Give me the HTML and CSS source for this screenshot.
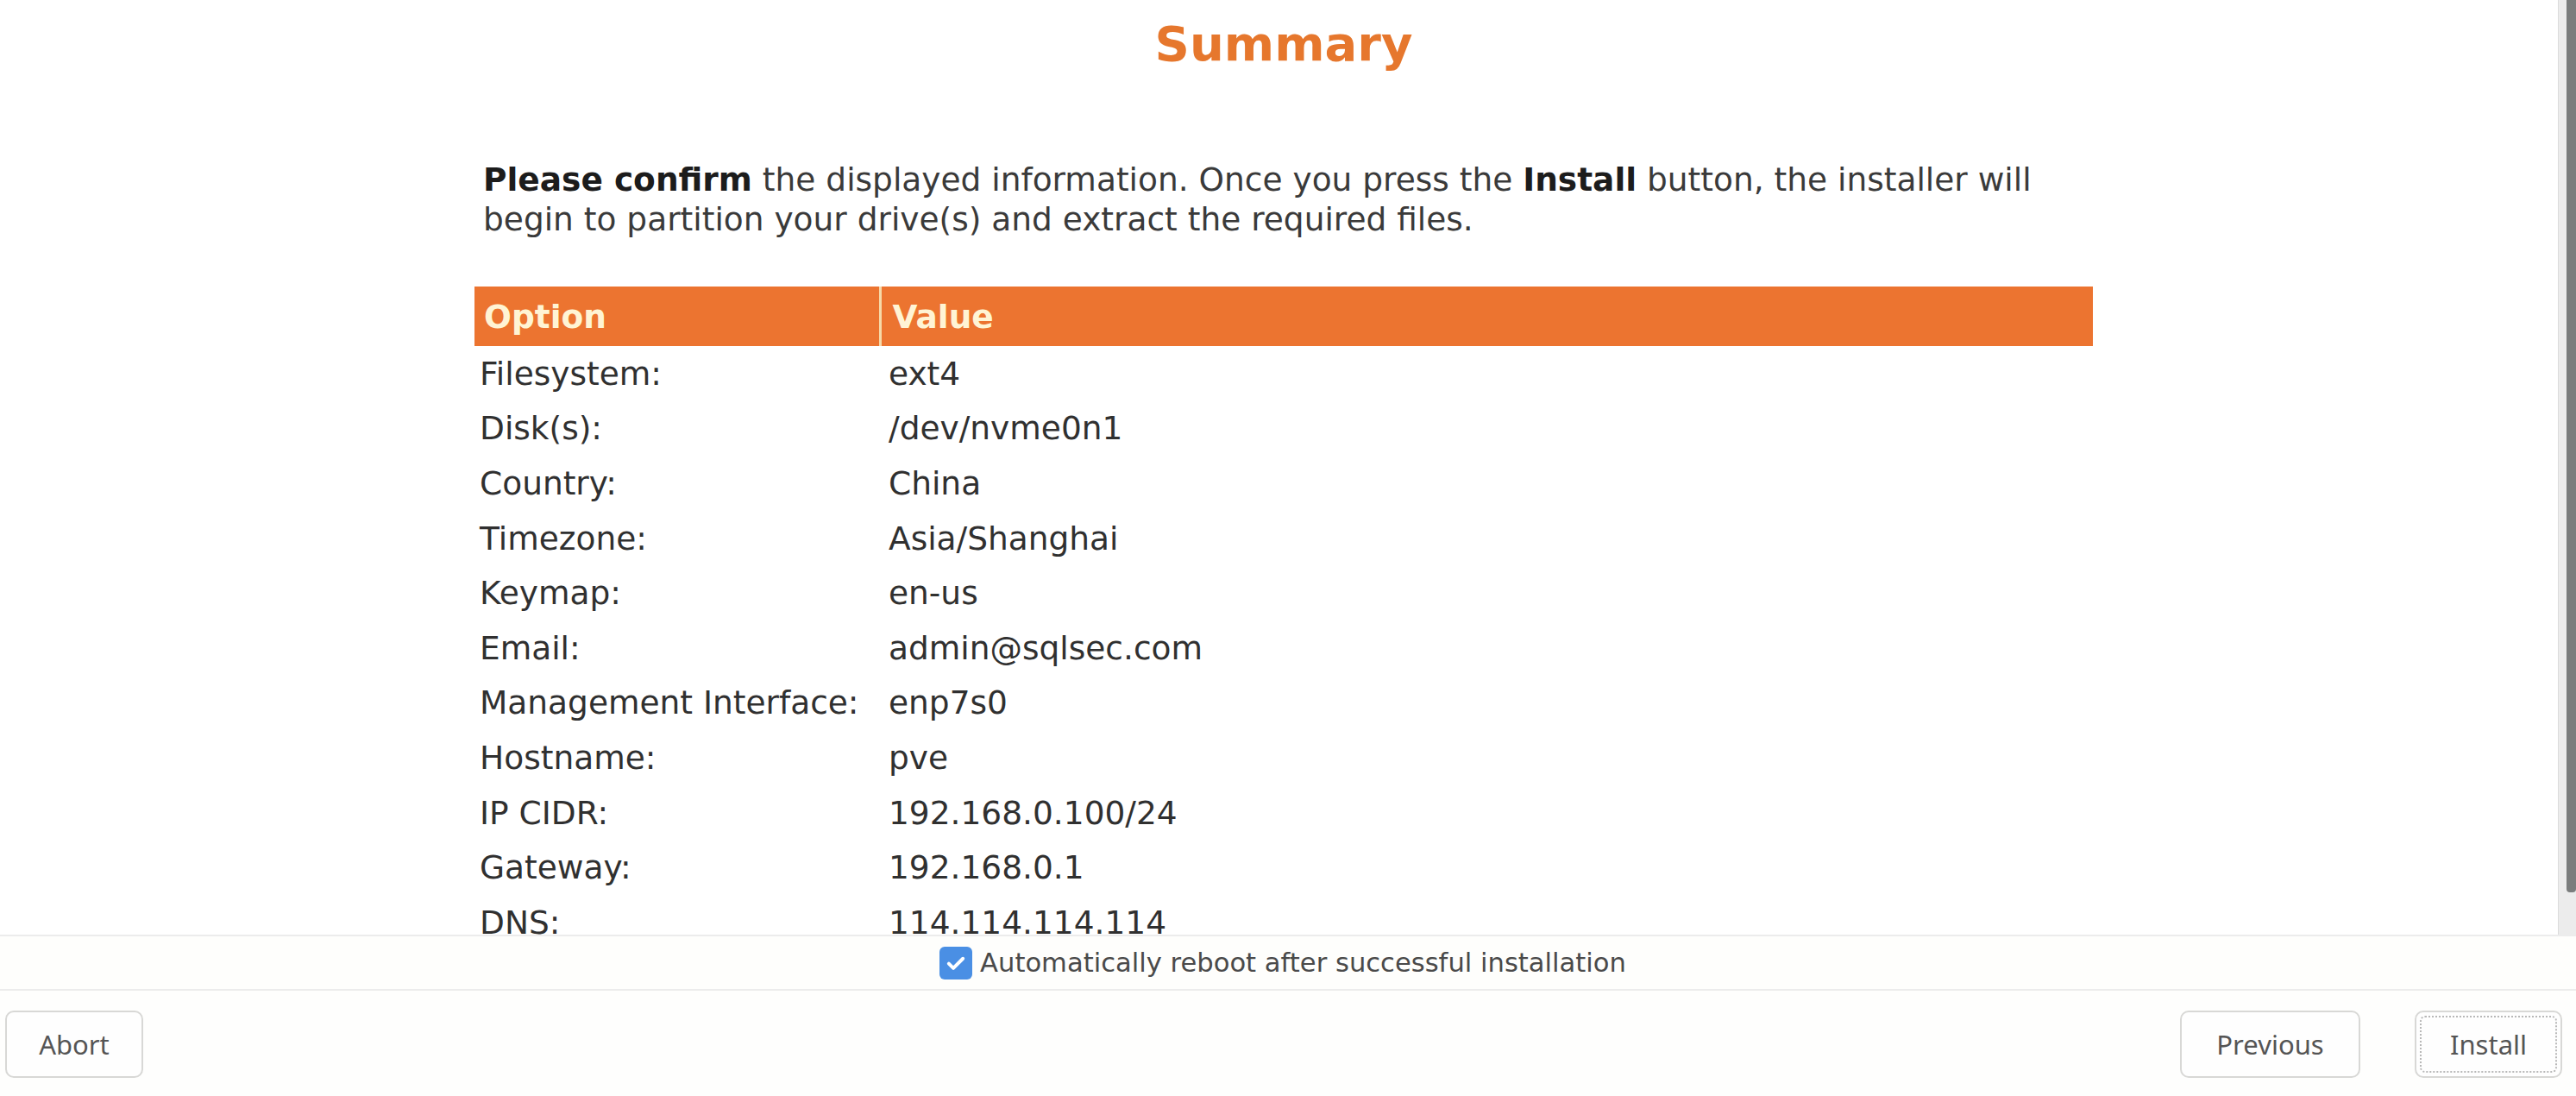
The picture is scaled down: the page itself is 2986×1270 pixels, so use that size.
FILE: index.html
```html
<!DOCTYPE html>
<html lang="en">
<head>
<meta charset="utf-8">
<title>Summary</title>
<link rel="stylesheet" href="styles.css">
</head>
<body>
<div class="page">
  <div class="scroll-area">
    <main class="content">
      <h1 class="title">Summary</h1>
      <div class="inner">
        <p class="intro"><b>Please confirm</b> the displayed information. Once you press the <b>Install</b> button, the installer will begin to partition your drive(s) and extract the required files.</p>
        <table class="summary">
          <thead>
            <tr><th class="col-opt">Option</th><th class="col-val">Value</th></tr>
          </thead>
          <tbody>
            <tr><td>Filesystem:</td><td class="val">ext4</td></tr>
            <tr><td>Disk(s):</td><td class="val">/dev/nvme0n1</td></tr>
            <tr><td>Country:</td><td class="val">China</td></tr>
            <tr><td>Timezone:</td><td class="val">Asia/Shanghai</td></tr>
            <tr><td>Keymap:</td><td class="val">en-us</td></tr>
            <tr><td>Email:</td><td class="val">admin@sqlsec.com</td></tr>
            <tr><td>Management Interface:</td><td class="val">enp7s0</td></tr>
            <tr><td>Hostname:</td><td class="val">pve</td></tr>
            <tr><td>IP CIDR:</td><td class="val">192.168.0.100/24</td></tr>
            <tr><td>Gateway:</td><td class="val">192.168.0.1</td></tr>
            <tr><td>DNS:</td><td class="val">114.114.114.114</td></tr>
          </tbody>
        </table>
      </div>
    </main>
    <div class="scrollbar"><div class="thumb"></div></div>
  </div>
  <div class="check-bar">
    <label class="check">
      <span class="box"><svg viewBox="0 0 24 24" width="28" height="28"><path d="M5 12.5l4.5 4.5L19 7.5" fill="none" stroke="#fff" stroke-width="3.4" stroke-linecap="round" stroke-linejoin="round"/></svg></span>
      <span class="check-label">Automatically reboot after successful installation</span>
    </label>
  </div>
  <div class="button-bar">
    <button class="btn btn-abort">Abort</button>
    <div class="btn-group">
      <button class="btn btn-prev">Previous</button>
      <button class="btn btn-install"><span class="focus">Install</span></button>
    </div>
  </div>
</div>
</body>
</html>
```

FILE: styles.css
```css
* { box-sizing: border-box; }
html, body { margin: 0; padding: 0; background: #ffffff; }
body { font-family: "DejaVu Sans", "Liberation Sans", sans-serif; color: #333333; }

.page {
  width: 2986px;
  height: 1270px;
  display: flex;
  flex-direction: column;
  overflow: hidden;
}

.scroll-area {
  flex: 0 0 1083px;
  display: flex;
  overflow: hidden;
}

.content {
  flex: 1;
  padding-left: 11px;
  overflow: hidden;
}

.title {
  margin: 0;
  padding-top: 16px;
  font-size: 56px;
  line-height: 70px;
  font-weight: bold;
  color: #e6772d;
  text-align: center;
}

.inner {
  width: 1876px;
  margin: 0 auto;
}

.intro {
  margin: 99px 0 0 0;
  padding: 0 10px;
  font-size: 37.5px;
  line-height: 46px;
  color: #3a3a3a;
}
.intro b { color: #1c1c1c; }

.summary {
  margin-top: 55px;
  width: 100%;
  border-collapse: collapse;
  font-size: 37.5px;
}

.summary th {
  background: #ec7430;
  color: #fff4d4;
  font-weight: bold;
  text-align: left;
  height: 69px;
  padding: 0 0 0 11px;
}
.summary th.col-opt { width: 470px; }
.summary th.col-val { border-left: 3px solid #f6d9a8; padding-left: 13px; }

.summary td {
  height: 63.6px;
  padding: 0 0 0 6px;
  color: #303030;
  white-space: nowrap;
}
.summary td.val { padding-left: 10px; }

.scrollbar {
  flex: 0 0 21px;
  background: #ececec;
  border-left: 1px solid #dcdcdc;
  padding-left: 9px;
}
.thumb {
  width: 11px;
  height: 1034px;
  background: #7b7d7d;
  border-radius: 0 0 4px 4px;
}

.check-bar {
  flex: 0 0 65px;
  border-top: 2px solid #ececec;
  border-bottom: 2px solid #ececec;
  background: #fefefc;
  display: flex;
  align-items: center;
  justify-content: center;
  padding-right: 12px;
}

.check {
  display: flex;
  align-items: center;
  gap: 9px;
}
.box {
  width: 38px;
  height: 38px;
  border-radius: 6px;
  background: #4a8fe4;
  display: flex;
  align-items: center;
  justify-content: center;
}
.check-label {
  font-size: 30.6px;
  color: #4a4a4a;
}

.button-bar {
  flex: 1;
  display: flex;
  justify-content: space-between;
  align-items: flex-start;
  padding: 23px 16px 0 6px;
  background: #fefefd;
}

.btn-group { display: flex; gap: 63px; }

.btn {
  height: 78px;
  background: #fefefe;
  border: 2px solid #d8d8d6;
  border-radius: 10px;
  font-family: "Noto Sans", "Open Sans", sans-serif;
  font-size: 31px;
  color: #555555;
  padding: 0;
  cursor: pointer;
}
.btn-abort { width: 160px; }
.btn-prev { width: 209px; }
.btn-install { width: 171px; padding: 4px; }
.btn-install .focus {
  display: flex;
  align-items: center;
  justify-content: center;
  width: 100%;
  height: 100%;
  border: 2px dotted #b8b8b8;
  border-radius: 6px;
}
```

---

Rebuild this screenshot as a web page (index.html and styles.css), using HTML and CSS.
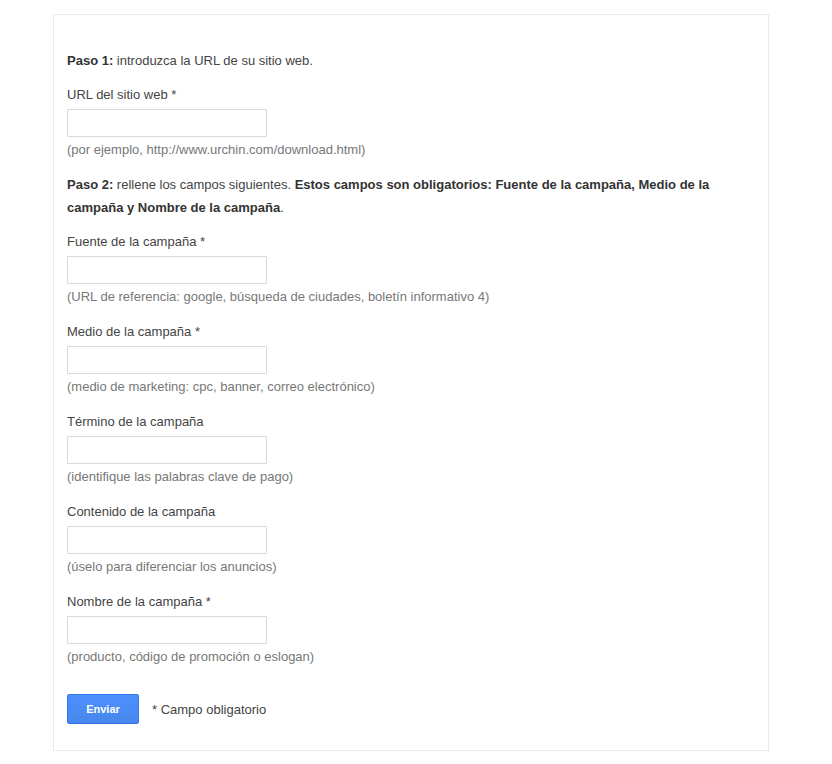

--

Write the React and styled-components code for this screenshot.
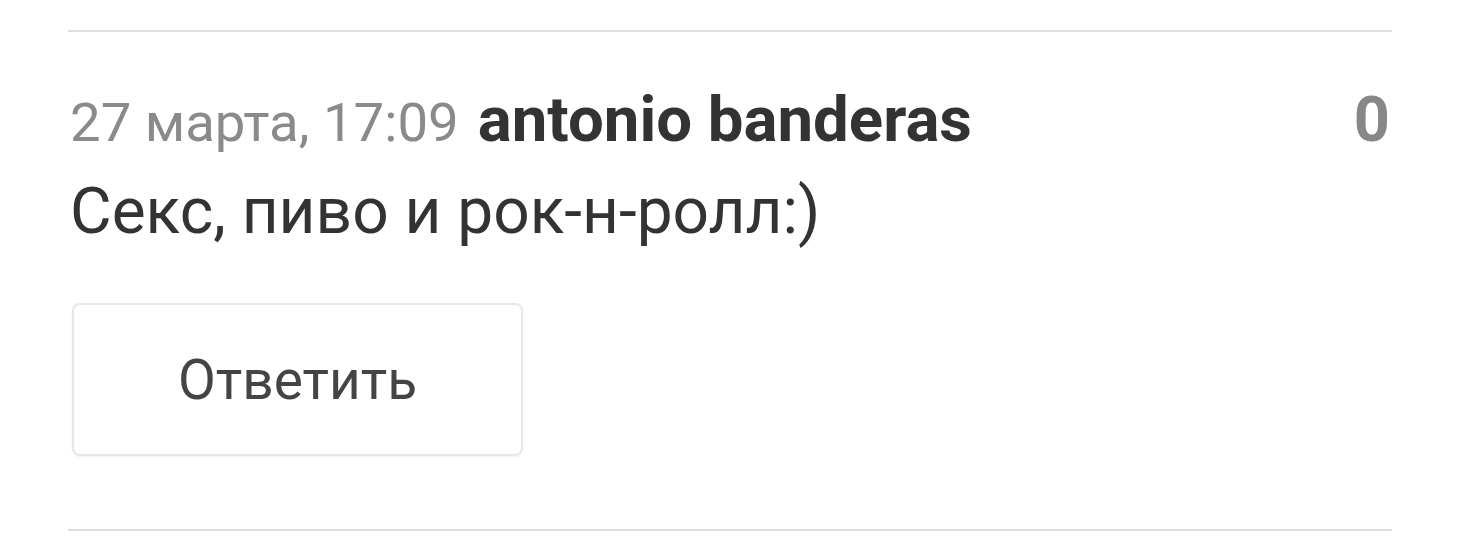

TASK:
Copy out each line in the preceding records that contains "index".

RESULT OF THE TASK:
FILE: index.html
Rebuild this screenshot as a web page (index.html and styles.css), using HTML and CSS.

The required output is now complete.